DETROIT — State Rep. Isaac Robinson (D-Detroit) recently introduced House Bill 4810, which would create a five-year moratorium on the use of facial recognition technology by law enforcement. Recently, the Detroit Board of Police Commissioners tabled a vote on the use of facial recognition technology to monitor city neighborhoods but approved the use of traffic cameras with the capacity to use the technology. The board is expected to approve the use of the technology despite public opposition. Serious concerns exist regarding the use of facial recognition technology as it has been shown to misidentify African-American faces.
“Research has already shown that facial recognition technology has significant difficulty identifying and recognizing African-American faces, leading to an unacceptable bias against these communities across the nation. Having one of the largest African American populations in the country, Detroit is no exception,” said Robinson. “It is completely unconscionable to ask our families to sacrifice our freedoms for a policy that has the potential to put so many residents at risk. My bill will combat this by preventing law enforcement from using inherently flawed facial recognition software to analyze and identify people.
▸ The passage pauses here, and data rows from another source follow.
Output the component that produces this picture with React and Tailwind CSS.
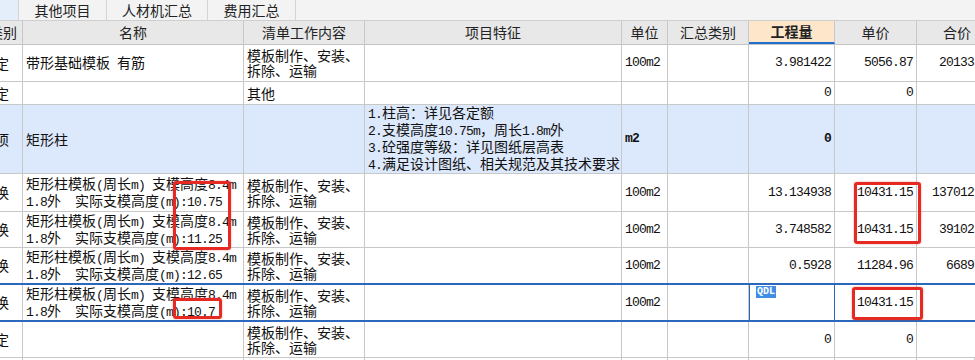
import React from "react";

const COLS = "grid grid-cols-[23px_221px_121px_257px_46px_81px_86px_82px_58px]";
const MONO = "font-['Liberation_Mono',monospace] text-[13px] tracking-[-0.8px]";

function Mixed({ t }) {
  const parts = t.split(/([\x20-\x7e]+)/).filter((p) => p.length);
  return (
    <>
      {parts.map((p, i) =>
        /^[\x20-\x7e]+$/.test(p) ? (
          <span key={i} className={MONO}>
            {p}
          </span>
        ) : (
          <span key={i}>{p}</span>
        )
      )}
    </>
  );
}

function Lines({ lines }) {
  return (
    <div className="flex flex-col">
      {lines.map((l, i) => (
        <div key={i} className="whitespace-pre leading-[15px]">
          <Mixed t={l} />
        </div>
      ))}
    </div>
  );
}

const QD = ["模板制作、安装、", "拆除、运输"];
const L1 = "矩形柱模板(周长m) 支模高度8.4m";

const rows = [
  { h: "h-[37px]", type: "定", name: ["带形基础模板 有筋"], qd: QD, unit: "100m2", qty: "3.981422", price: "5056.87", total: "20133" },
  { h: "h-[23px]", type: "定", name: [], qd: ["其他"], qty: "0", price: "0" },
  {
    h: "h-[69px]",
    type: "项",
    blue: true,
    name: ["矩形柱"],
    qd: [],
    feat: ["1.柱高：详见各定额", "2.支模高度10.75m，周长1.8m外", "3.砼强度等级：详见图纸层高表", "4.满足设计图纸、相关规范及其技术要求"],
    unit: "m2",
    qty: "0",
    bold: true,
  },
  { h: "h-[38px]", type: "换", name: [L1, "1.8外  实际支模高度(m):10.75"], qd: QD, unit: "100m2", qty: "13.134938", price: "10431.15", total: "137012" },
  { h: "h-[36px]", type: "换", name: [L1, "1.8外  实际支模高度(m):11.25"], qd: QD, unit: "100m2", qty: "3.748582", price: "10431.15", total: "39102" },
  { h: "h-[37px]", type: "换", name: [L1, "1.8外  实际支模高度(m):12.65"], qd: QD, unit: "100m2", qty: "0.5928", price: "11284.96", total: "6689", blueB: true },
  { h: "h-[37px]", type: "换", name: [L1, "1.8外  实际支模高度(m):10.7"], qd: QD, unit: "100m2", edit: true, price: "10431.15", blueB: true },
  { h: "h-[36px]", type: "定", name: [], qd: QD, qty: "0", price: "0" },
];

const cell = "border-r border-[#c8c8c8] overflow-hidden flex items-center";

function Row({ r }) {
  const rowCls =
    COLS +
    " " +
    r.h +
    " " +
    (r.blueB ? "border-b-2 border-[#2a67bd]" : "border-b border-[#c8c8c8]") +
    " " +
    (r.blue ? "bg-[#dce8fb]" : "bg-white");
  return (
    <div className={rowCls}>
      <div className={cell}>
        <span className="ml-[-5px] whitespace-nowrap">{r.type}</span>
      </div>
      <div className={cell + " pl-[3px]"}>
        <Lines lines={r.name} />
      </div>
      <div className={cell + " pl-[3px]"}>
        <Lines lines={r.qd} />
      </div>
      <div className={cell + " pl-[3px]"}>
        <Lines lines={r.feat || []} />
      </div>
      <div className={cell + " pl-[3px]"}>
        <span className={MONO + (r.bold ? " font-bold" : "")}>{r.unit || ""}</span>
      </div>
      <div className={cell}></div>
      {r.edit ? (
        <div className="relative border-x border-[#2a67bd] bg-white">
          <span className="absolute left-[6px] top-[1px] bg-[#3f8ee4] px-[1px] font-['Liberation_Mono',monospace] text-[10px] font-bold leading-[12px] text-white">
            QDL
          </span>
        </div>
      ) : (
        <div className={cell + " justify-end pr-[3px]"}>
          <span className={MONO + (r.bold ? " font-bold" : "")}>{r.qty || ""}</span>
        </div>
      )}
      <div className={cell + " justify-end pr-[3px]"}>
        <span className={MONO}>{r.price || ""}</span>
      </div>
      <div className="flex items-center justify-end overflow-hidden pr-[1px]">
        <span className={MONO}>{r.total || ""}</span>
      </div>
    </div>
  );
}

function RedBox({ cls }) {
  return (
    <div
      className={
        "pointer-events-none absolute rounded-[3px] border-[3px] border-[#e42a22] shadow-[0_0_2px_rgba(228,42,34,0.5)] " + cls
      }
    />
  );
}

export default function App() {
  return (
    <div className="relative h-[360px] w-[975px] overflow-hidden bg-white font-['Noto_Sans_CJK_SC',sans-serif] text-[14px] text-[#111]">
      {/* tab bar */}
      <div className="flex h-[21px] border-b border-[#cfcfcf] bg-[#f3f3f3] text-[14px] leading-[20px] text-[#222]">
        <div className="w-[19px] border-r border-[#d3d3d3] bg-[#e4eefa]"></div>
        <div className="flex w-[88px] justify-center border-r border-[#d3d3d3]">其他项目</div>
        <div className="flex w-[101px] justify-center border-r border-[#d3d3d3]">人材机汇总</div>
        <div className="flex w-[88px] justify-center border-r border-[#d3d3d3]">费用汇总</div>
        <div className="flex-1"></div>
      </div>
      {/* header */}
      <div className={COLS + " h-[24px] border-b border-[#c4c4c4] bg-[#e8e8e8] text-[#222]"}>
        <div className={cell}>
          <span className="ml-[-11px] whitespace-nowrap">类别</span>
        </div>
        <div className={cell + " justify-center"}>名称</div>
        <div className={cell + " justify-center"}>清单工作内容</div>
        <div className={cell + " justify-center"}>项目特征</div>
        <div className={cell + " justify-center"}>单位</div>
        <div className={cell + " justify-center"}>汇总类别</div>
        <div className={cell + " justify-center border-b-2 border-b-[#1f6fd1] bg-[#fde6c9] font-bold"}>工程量</div>
        <div className={cell + " justify-center"}>单价</div>
        <div className="flex items-center overflow-hidden pl-[26px]">合价</div>
      </div>
      {rows.map((r, i) => (
        <Row key={i} r={r} />
      ))}
      <div className={COLS + " h-[10px] bg-white"}>
        {Array.from({ length: 9 }).map((_, i) => (
          <div key={i} className="border-r border-[#c8c8c8]"></div>
        ))}
      </div>

      <RedBox cls="left-[173px] top-[181px] h-[69px] w-[58px]" />
      <RedBox cls="left-[173px] top-[298px] h-[21px] w-[49px]" />
      <RedBox cls="left-[854px] top-[182px] h-[62px] w-[67px]" />
      <RedBox cls="left-[852px] top-[287px] h-[33px] w-[71px]" />
    </div>
  );
}
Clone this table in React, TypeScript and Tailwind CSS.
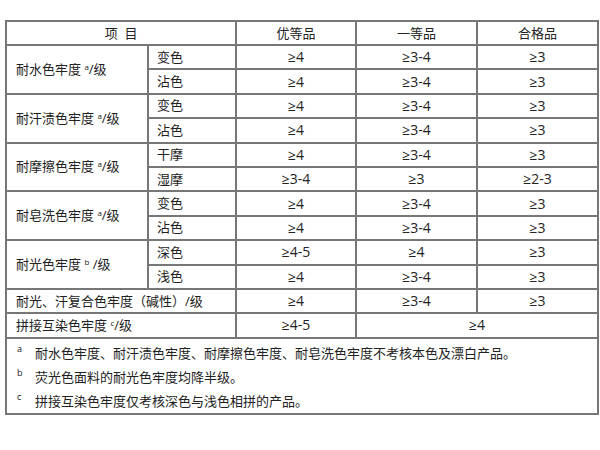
import React from 'react';

const rows: { group?: React.ReactNode; span?: number; sub: string; a: string; b: string; c: string }[] = [
  { group: <>耐水色牢度 <sup className="text-[8px]">a</sup>/级</>, span: 2, sub: '变色', a: '≥4', b: '≥3-4', c: '≥3' },
  { sub: '沾色', a: '≥4', b: '≥3-4', c: '≥3' },
  { group: <>耐汗渍色牢度 <sup className="text-[8px]">a</sup>/级</>, span: 2, sub: '变色', a: '≥4', b: '≥3-4', c: '≥3' },
  { sub: '沾色', a: '≥4', b: '≥3-4', c: '≥3' },
  { group: <>耐摩擦色牢度 <sup className="text-[8px]">a</sup>/级</>, span: 2, sub: '干摩', a: '≥4', b: '≥3-4', c: '≥3' },
  { sub: '湿摩', a: '≥3-4', b: '≥3', c: '≥2-3' },
  { group: <>耐皂洗色牢度 <sup className="text-[8px]">a</sup>/级</>, span: 2, sub: '变色', a: '≥4', b: '≥3-4', c: '≥3' },
  { sub: '沾色', a: '≥4', b: '≥3-4', c: '≥3' },
  { group: <>耐光色牢度 <sup className="text-[8px]">b</sup> /级</>, span: 2, sub: '深色', a: '≥4-5', b: '≥4', c: '≥3' },
  { sub: '浅色', a: '≥4', b: '≥3-4', c: '≥3' },
];

const td = 'border-2 border-[#777] px-0 py-0';
const num = `${td} text-center text-[14px]`;

const notes = [
  ['a', '耐水色牢度、耐汗渍色牢度、耐摩擦色牢度、耐皂洗色牢度不考核本色及漂白产品。'],
  ['b', '荧光色面料的耐光色牢度均降半级。'],
  ['c', '拼接互染色牢度仅考核深色与浅色相拼的产品。'],
];

export default function App() {
  return (
    <div
      className="min-h-[450px] w-[600px] bg-white pl-[5px] pt-[20px] text-[13px] text-[#222]"
      style={{ fontFamily: '"Open Sans", "Noto Sans CJK SC", sans-serif' }}
    >
      <table className="w-[592px] table-fixed border-collapse border-2 border-[#777] leading-none">
        <colgroup>
          <col className="w-[142px]" />
          <col className="w-[88px]" />
          <col className="w-[120px]" />
          <col className="w-[121px]" />
          <col className="w-[121px]" />
        </colgroup>
        <tbody>
          <tr className="h-[24px]">
            <td colSpan={2} className={`${td} text-center`}>项&nbsp;&nbsp;目</td>
            <td className={`${td} text-center`}>优等品</td>
            <td className={`${td} text-center`}>一等品</td>
            <td className={`${td} text-center`}>合格品</td>
          </tr>
          {rows.map((r, i) => (
            <tr key={i} className="h-[24.4px]">
              {r.group && (
                <td rowSpan={r.span} className={`${td} pl-[9px]`}>{r.group}</td>
              )}
              <td className={`${td} pl-[8px]`}>{r.sub}</td>
              <td className={num}>{r.a}</td>
              <td className={num}>{r.b}</td>
              <td className={num}>{r.c}</td>
            </tr>
          ))}
          <tr className="h-[24.4px]">
            <td colSpan={2} className={`${td} pl-[9px]`}>耐光、汗复合色牢度（碱性）/级</td>
            <td className={num}>≥4</td>
            <td className={num}>≥3-4</td>
            <td className={num}>≥3</td>
          </tr>
          <tr className="h-[24.4px]">
            <td colSpan={2} className={`${td} pl-[9px]`}>拼接互染色牢度 <sup className="text-[8px]">c</sup>/级</td>
            <td className={num}>≥4-5</td>
            <td colSpan={2} className={num}>≥4</td>
          </tr>
          <tr>
            <td colSpan={5} className={`${td} pb-[0px] pt-[2px]`}>
              <div className="flex flex-col leading-[24px]">
                {notes.map(([k, t]) => (
                  <div key={k} className="flex">
                    <span className="w-[28px] -translate-y-[4px] pl-[10px] text-[9px]">{k}</span>
                    <span>{t}</span>
                  </div>
                ))}
              </div>
            </td>
          </tr>
        </tbody>
      </table>
    </div>
  );
}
We must reverse the dangerous trend of using technology that intrudes on our privacy and violates our Fourth Amendment rights.”
HB 4810 will prevent the use of facial recognition software to obtain warrants or otherwise enforce the law. The prohibition includes footage obtained from surveillance cameras, unmanned aircraft, body cameras, and street and traffic light cameras. The bill was co-sponsored by state Reps. Sherry Gay-Dagnogo (D-Detroit) and Jewell Jones (D-Inkster).